PROBLEM TO WORK ON:
Quote the whole listing word for word. Do not include the pictures.

====== EXCERPTED DATA

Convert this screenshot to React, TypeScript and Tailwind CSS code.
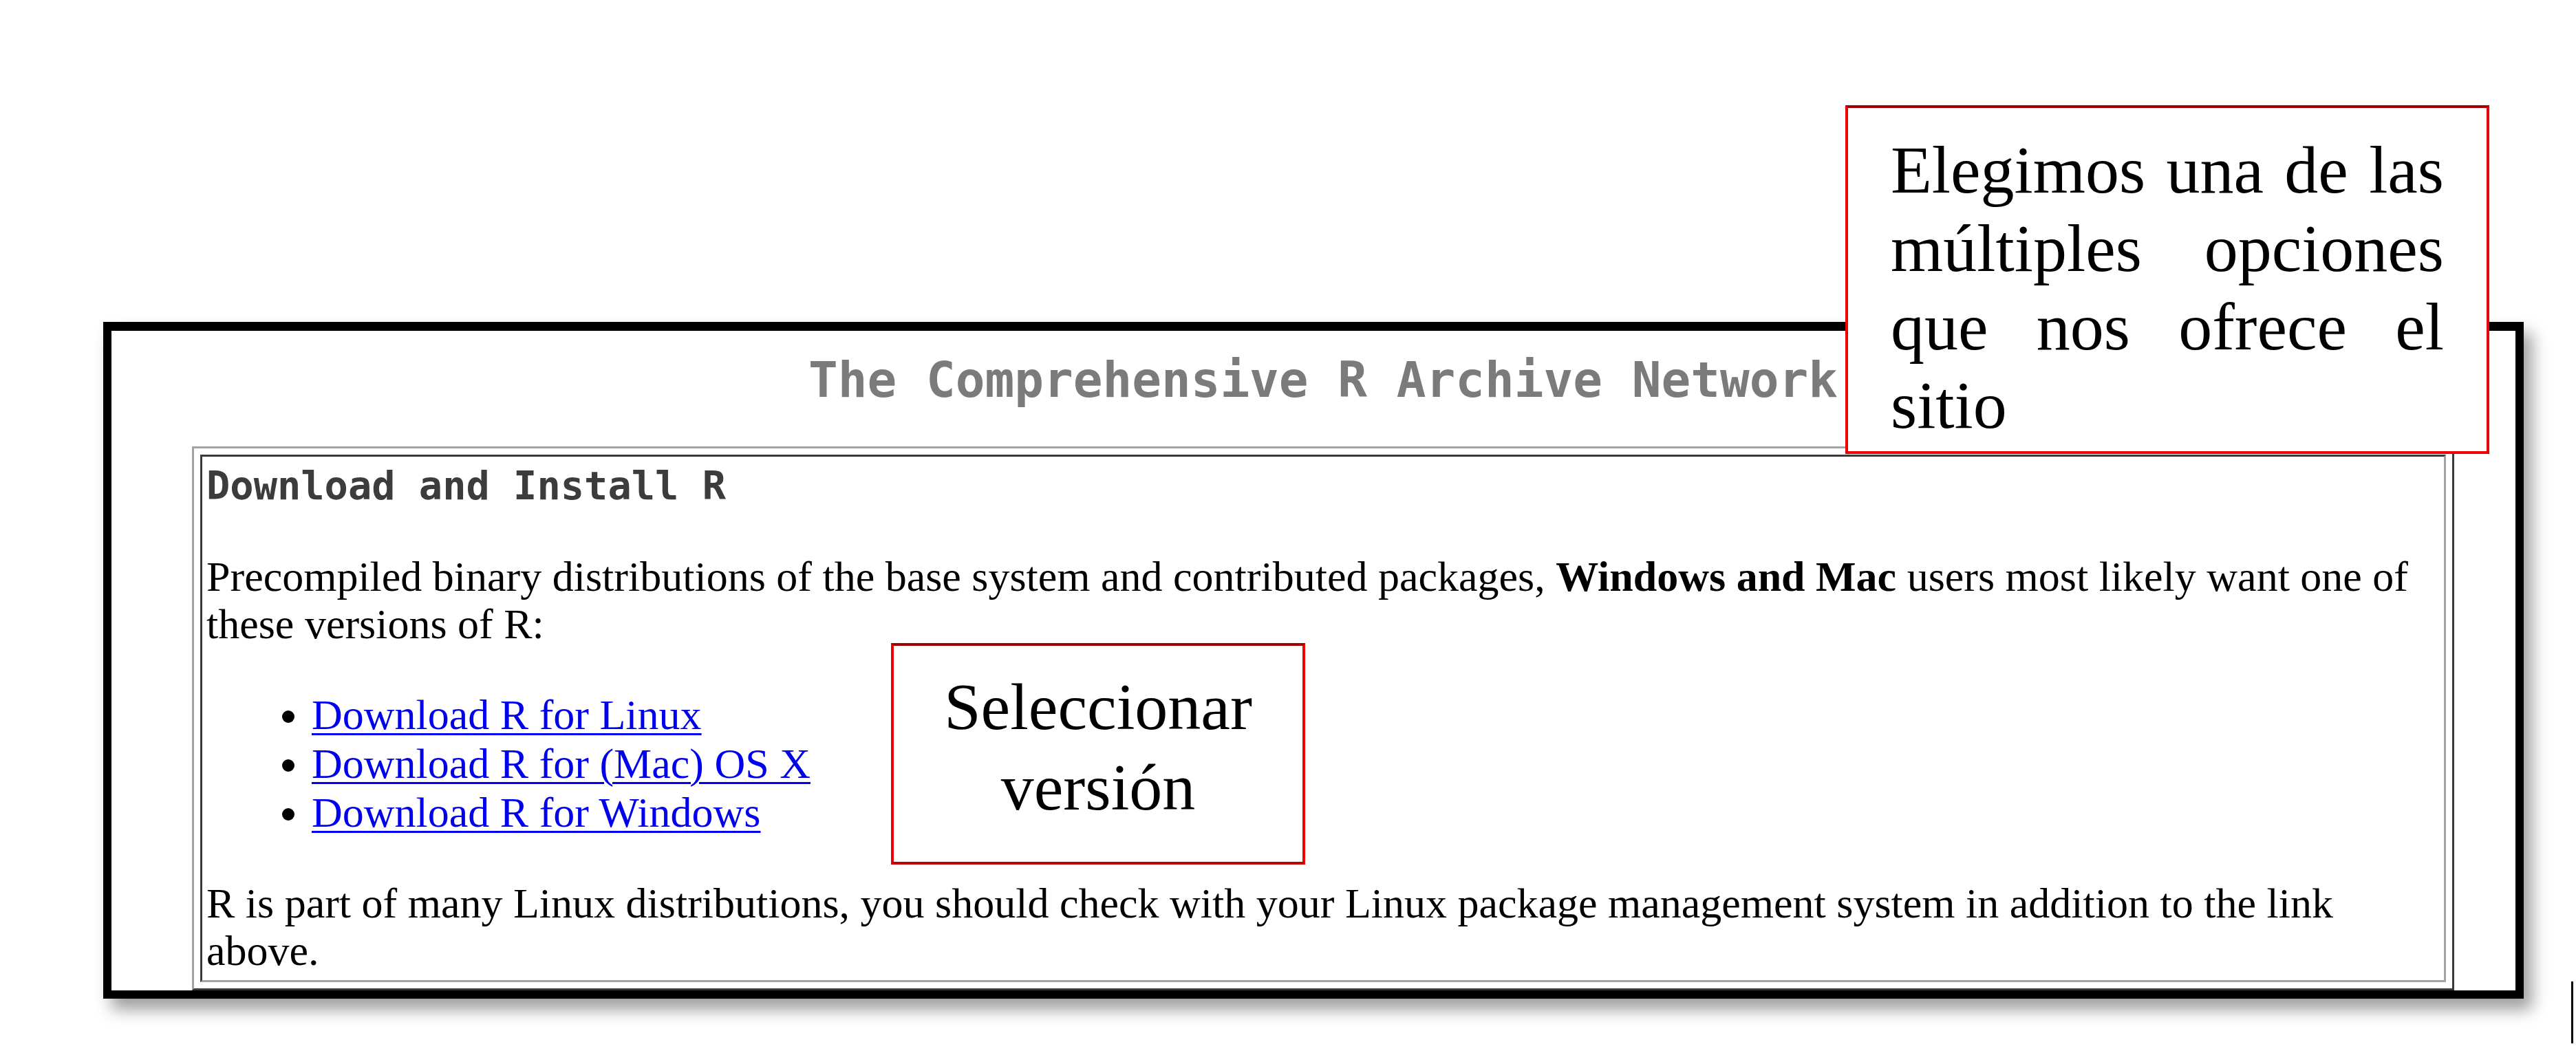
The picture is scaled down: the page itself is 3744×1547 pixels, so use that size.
import React from "react";

const serif = "font-['Liberation_Serif','Times_New_Roman',serif]";
const mono = "font-['DejaVu_Sans_Mono','Liberation_Mono',monospace]";

const links = ["Download R for Linux", "Download R for (Mac) OS X", "Download R for Windows"];

export default function App() {
  return (
    <div className={`relative w-[3744px] h-[1547px] bg-white overflow-hidden ${serif}`}>
      {/* captura de CRAN */}
      <div className="ml-[150px] mt-[468px] w-[3518px] h-[984px] bg-white border-[12px] border-t-[13px] border-black shadow-[12px_16px_22px_rgba(0,0,0,0.38)]">
        <h1 className={`${mono} pt-[32px] pl-[28px] text-center text-[71px] leading-[80px] font-bold text-[#7b7b7b]`}>
          The Comprehensive R Archive Network
        </h1>

        <div className="mt-[56px] ml-[117px] mr-[89px]">
          <div className="border-[3px] border-t-[#a3a3a3] border-l-[#a3a3a3] border-r-[#3a3a3a] border-b-[#3a3a3a] p-[9px]">
            <div className="border-[3px] border-t-[#3a3a3a] border-l-[#3a3a3a] border-r-[#a3a3a3] border-b-[#a3a3a3] pt-[10px] pb-[8px] px-[6px]">
              <p className={`${mono} text-[57px] leading-[65px] font-bold text-[#3c3c3c]`}>
                Download and Install R
              </p>

              <p className="mt-[65px] text-[62px] leading-[69px] text-black">
                Precompiled binary distributions of the base system and contributed packages,{" "}
                <b>Windows and Mac</b> users most likely want one of these versions of R:
              </p>

              <ul className="mt-[62px] pl-[153px] list-disc text-[62px] leading-[71px] text-black">
                {links.map((l) => (
                  <li key={l}>
                    <a href="#" className="text-[#0000ee] underline decoration-[3px] underline-offset-[6px]">
                      {l}
                    </a>
                  </li>
                ))}
              </ul>

              <p className="mt-[62px] text-[62px] leading-[69px] text-black">
                R is part of many Linux distributions, you should check with your Linux package
                management system in addition to the link above.
              </p>
            </div>
          </div>
        </div>
      </div>

      {/* anotaciones */}
      <div className="absolute left-[2682px] top-[153px] w-[936px] h-[507px] bg-white border-4 border-[#ee0000] border-t-[#a00000] px-[62px] pt-[33px]">
        <p className="text-[98px] leading-[114px] text-justify text-black">
          Elegimos una de las múltiples opciones que nos ofrece el sitio
        </p>
      </div>

      <div className="absolute left-[1295px] top-[935px] w-[602px] h-[322px] bg-white border-4 border-[#ee0000] border-t-[#a00000] border-b-[#c00000] pt-[30px]">
        <p className="text-[96px] leading-[117px] text-center text-black">
          Seleccionar
          <br />
          versión
        </p>
      </div>

      <div className="absolute left-[3737px] top-[1427px] w-[3px] h-[90px] bg-black" />
    </div>
  );
}
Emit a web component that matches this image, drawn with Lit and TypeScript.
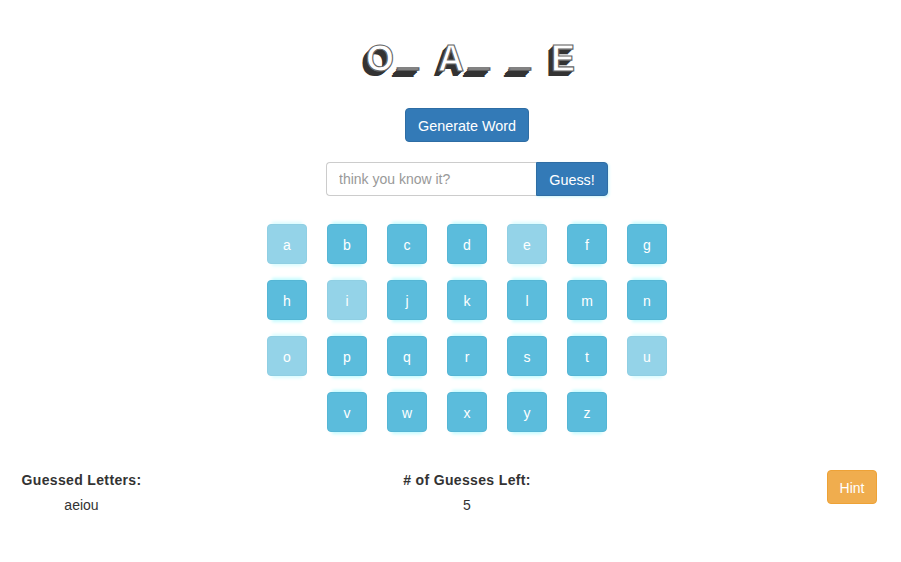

============

EXERCISE OUTPUT:
Convert this screenshot to React, TypeScript and Tailwind CSS code.
The picture is scaled down: the page itself is 3744×1547 pixels, so use that size.
import React from "react";

const serif = "font-['Liberation_Serif','Times_New_Roman',serif]";
const mono = "font-['DejaVu_Sans_Mono','Liberation_Mono',monospace]";

const links = ["Download R for Linux", "Download R for (Mac) OS X", "Download R for Windows"];

export default function App() {
  return (
    <div className={`relative w-[3744px] h-[1547px] bg-white overflow-hidden ${serif}`}>
      {/* captura de CRAN */}
      <div className="ml-[150px] mt-[468px] w-[3518px] h-[984px] bg-white border-[12px] border-t-[13px] border-black shadow-[12px_16px_22px_rgba(0,0,0,0.38)]">
        <h1 className={`${mono} pt-[32px] pl-[28px] text-center text-[71px] leading-[80px] font-bold text-[#7b7b7b]`}>
          The Comprehensive R Archive Network
        </h1>

        <div className="mt-[56px] ml-[117px] mr-[89px]">
          <div className="border-[3px] border-t-[#a3a3a3] border-l-[#a3a3a3] border-r-[#3a3a3a] border-b-[#3a3a3a] p-[9px]">
            <div className="border-[3px] border-t-[#3a3a3a] border-l-[#3a3a3a] border-r-[#a3a3a3] border-b-[#a3a3a3] pt-[10px] pb-[8px] px-[6px]">
              <p className={`${mono} text-[57px] leading-[65px] font-bold text-[#3c3c3c]`}>
                Download and Install R
              </p>

              <p className="mt-[65px] text-[62px] leading-[69px] text-black">
                Precompiled binary distributions of the base system and contributed packages,{" "}
                <b>Windows and Mac</b> users most likely want one of these versions of R:
              </p>

              <ul className="mt-[62px] pl-[153px] list-disc text-[62px] leading-[71px] text-black">
                {links.map((l) => (
                  <li key={l}>
                    <a href="#" className="text-[#0000ee] underline decoration-[3px] underline-offset-[6px]">
                      {l}
                    </a>
                  </li>
                ))}
              </ul>

              <p className="mt-[62px] text-[62px] leading-[69px] text-black">
                R is part of many Linux distributions, you should check with your Linux package
                management system in addition to the link above.
              </p>
            </div>
          </div>
        </div>
      </div>

      {/* anotaciones */}
      <div className="absolute left-[2682px] top-[153px] w-[936px] h-[507px] bg-white border-4 border-[#ee0000] border-t-[#a00000] px-[62px] pt-[33px]">
        <p className="text-[98px] leading-[114px] text-justify text-black">
          Elegimos una de las múltiples opciones que nos ofrece el sitio
        </p>
      </div>

      <div className="absolute left-[1295px] top-[935px] w-[602px] h-[322px] bg-white border-4 border-[#ee0000] border-t-[#a00000] border-b-[#c00000] pt-[30px]">
        <p className="text-[96px] leading-[117px] text-center text-black">
          Seleccionar
          <br />
          versión
        </p>
      </div>

      <div className="absolute left-[3737px] top-[1427px] w-[3px] h-[90px] bg-black" />
    </div>
  );
}
Emit a web component that matches this image, drawn with Lit and TypeScript.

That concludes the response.